▶ **JOB**
In how many lines of the data does the word "index" appear? Give the number by itself.

───── COLLECTED DATA ─────

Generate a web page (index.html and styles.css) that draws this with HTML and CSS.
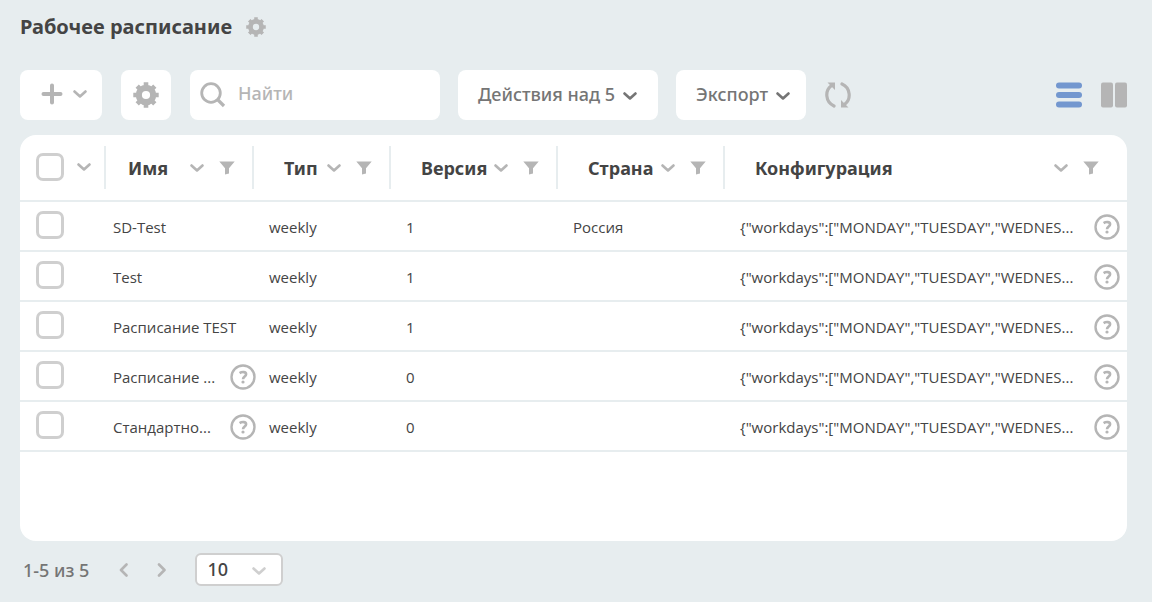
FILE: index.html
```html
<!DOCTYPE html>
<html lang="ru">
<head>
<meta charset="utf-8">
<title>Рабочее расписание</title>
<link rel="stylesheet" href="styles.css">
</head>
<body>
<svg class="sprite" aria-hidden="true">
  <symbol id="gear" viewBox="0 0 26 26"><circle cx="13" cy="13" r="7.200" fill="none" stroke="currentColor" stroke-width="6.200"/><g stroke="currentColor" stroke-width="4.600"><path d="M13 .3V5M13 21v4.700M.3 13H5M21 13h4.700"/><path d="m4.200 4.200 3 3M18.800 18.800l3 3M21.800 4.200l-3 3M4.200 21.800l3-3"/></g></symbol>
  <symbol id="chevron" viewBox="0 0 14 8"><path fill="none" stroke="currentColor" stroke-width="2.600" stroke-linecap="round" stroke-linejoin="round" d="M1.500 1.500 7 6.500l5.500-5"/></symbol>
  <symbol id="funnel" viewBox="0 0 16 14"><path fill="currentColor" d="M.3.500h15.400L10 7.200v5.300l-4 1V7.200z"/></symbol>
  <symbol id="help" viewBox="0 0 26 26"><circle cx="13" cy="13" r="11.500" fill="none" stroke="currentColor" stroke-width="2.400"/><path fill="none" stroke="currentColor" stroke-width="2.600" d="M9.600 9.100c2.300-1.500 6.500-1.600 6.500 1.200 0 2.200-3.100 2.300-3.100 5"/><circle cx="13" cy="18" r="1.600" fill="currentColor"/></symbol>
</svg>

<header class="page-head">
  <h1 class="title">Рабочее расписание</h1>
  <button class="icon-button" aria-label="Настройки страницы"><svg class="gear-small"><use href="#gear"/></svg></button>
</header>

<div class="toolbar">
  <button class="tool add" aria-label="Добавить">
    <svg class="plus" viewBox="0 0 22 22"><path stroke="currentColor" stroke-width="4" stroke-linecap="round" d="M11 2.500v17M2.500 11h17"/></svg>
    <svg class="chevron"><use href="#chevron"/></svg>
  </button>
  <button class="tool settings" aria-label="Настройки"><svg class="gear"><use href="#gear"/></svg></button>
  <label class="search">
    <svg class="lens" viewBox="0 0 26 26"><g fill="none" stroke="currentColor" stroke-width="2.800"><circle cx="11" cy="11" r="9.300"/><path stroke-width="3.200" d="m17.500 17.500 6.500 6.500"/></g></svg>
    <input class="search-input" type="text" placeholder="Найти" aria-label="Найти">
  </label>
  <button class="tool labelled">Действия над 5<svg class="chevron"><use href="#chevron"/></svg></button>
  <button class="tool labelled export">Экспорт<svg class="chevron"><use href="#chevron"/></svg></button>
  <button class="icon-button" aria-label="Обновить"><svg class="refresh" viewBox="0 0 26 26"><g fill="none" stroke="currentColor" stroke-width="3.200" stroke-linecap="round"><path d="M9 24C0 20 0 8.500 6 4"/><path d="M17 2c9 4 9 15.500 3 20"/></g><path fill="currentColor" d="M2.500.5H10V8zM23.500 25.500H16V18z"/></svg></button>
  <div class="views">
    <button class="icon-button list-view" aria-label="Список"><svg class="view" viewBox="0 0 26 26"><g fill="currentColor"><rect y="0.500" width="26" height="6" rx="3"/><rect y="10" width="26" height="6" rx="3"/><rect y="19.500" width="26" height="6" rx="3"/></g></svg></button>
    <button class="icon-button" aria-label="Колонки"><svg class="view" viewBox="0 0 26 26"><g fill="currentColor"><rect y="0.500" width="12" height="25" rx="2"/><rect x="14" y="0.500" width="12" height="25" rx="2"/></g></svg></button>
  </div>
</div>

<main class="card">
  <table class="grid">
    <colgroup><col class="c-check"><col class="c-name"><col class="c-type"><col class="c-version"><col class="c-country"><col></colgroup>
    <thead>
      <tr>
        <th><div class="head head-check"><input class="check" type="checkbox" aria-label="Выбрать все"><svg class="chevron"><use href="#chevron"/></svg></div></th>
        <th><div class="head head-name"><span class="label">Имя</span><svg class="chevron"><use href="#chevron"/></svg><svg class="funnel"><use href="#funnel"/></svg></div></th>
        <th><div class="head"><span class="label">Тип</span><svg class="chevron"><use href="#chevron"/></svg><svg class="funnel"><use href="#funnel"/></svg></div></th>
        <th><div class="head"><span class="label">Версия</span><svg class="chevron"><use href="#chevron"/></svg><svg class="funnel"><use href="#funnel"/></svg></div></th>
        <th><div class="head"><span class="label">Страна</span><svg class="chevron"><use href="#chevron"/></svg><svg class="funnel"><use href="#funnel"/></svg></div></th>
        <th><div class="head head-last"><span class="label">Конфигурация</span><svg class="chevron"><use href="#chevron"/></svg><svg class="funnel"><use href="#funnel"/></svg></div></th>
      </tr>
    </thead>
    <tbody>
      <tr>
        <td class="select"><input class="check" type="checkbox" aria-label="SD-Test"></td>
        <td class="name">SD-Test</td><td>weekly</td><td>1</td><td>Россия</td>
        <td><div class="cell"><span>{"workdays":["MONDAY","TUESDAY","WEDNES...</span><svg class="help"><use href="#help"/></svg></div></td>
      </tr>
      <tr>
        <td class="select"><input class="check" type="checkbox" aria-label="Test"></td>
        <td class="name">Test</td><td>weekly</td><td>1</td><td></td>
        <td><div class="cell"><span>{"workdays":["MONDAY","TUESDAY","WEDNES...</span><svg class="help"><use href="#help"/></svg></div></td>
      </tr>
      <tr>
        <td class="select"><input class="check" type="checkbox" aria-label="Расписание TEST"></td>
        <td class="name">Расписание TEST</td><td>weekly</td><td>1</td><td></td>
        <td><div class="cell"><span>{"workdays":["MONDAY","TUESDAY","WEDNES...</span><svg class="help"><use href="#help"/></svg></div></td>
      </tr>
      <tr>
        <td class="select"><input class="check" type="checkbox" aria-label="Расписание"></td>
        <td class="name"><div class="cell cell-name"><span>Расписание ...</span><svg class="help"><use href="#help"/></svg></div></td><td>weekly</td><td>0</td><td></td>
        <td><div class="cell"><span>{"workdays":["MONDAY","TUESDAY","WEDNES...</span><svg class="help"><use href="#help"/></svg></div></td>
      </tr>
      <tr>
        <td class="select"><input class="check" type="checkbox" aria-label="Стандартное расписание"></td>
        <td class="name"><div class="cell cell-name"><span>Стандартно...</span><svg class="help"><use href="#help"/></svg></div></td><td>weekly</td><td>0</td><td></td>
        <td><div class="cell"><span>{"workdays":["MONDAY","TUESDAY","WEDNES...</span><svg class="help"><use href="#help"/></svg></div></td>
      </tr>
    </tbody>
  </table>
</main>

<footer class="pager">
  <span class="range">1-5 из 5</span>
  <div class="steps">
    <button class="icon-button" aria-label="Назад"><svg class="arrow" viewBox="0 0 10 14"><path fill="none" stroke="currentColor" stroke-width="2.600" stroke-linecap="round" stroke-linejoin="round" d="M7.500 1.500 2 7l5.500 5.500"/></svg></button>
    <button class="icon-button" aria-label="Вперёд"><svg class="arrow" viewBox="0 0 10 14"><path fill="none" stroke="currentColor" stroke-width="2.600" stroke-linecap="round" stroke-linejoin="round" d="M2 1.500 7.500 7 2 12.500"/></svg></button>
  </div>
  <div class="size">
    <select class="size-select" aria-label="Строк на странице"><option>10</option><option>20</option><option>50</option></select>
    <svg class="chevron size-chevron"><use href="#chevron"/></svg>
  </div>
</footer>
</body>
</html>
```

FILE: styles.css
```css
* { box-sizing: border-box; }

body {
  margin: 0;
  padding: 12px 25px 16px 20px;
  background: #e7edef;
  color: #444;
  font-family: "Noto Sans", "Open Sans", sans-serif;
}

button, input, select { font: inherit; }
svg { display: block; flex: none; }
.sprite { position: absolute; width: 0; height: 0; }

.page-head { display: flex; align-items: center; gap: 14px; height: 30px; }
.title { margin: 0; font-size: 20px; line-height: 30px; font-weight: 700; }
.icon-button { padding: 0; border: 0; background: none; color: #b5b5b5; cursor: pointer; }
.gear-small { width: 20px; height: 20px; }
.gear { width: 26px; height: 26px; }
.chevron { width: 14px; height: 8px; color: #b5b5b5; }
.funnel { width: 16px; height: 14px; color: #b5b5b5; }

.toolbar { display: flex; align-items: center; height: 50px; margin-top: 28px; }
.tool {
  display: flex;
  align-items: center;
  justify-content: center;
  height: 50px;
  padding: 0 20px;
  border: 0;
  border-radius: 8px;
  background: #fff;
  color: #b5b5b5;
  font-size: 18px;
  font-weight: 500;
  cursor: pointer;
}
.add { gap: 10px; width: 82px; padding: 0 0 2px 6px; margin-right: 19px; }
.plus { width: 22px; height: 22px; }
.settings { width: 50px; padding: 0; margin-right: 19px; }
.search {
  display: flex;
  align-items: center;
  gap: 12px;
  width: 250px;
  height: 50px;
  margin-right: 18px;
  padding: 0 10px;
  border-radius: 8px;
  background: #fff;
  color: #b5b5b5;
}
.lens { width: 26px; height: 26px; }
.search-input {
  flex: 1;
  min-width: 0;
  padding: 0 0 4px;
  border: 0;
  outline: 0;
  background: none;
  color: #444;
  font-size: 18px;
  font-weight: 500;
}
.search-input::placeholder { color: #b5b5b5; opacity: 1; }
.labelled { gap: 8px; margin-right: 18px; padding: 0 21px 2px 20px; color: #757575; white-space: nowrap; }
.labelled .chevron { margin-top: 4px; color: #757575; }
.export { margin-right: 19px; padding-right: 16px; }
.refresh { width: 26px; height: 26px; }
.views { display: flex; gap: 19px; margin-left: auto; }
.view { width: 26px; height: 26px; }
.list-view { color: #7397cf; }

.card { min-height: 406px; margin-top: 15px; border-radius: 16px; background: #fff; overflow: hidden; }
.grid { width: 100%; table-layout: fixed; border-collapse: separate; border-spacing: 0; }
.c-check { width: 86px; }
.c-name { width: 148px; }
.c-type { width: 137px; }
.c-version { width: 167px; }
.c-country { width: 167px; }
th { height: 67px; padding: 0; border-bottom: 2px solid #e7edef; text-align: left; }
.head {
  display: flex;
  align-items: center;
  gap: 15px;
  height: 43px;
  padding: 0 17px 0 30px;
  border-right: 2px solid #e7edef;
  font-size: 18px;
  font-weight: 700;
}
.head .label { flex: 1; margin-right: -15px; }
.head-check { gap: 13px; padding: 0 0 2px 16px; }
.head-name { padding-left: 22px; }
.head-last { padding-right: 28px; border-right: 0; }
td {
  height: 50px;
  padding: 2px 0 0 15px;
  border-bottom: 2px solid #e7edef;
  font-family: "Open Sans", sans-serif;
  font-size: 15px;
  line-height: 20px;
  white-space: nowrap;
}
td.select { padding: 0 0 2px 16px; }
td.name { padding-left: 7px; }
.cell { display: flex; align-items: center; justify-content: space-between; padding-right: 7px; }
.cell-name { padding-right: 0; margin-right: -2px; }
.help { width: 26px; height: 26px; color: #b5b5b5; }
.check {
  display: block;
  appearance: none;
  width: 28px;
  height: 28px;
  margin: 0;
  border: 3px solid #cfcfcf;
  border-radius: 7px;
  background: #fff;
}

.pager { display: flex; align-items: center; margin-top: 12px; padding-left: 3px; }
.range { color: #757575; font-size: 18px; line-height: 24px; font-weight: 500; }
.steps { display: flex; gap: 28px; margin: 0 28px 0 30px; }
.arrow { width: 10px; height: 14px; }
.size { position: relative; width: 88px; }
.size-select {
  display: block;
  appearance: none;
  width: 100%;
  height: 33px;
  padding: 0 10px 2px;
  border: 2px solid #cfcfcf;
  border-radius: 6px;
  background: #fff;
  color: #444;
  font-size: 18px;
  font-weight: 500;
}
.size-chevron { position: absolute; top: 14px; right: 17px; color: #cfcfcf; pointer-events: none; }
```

─────

▶ **TASK ANSWER**
2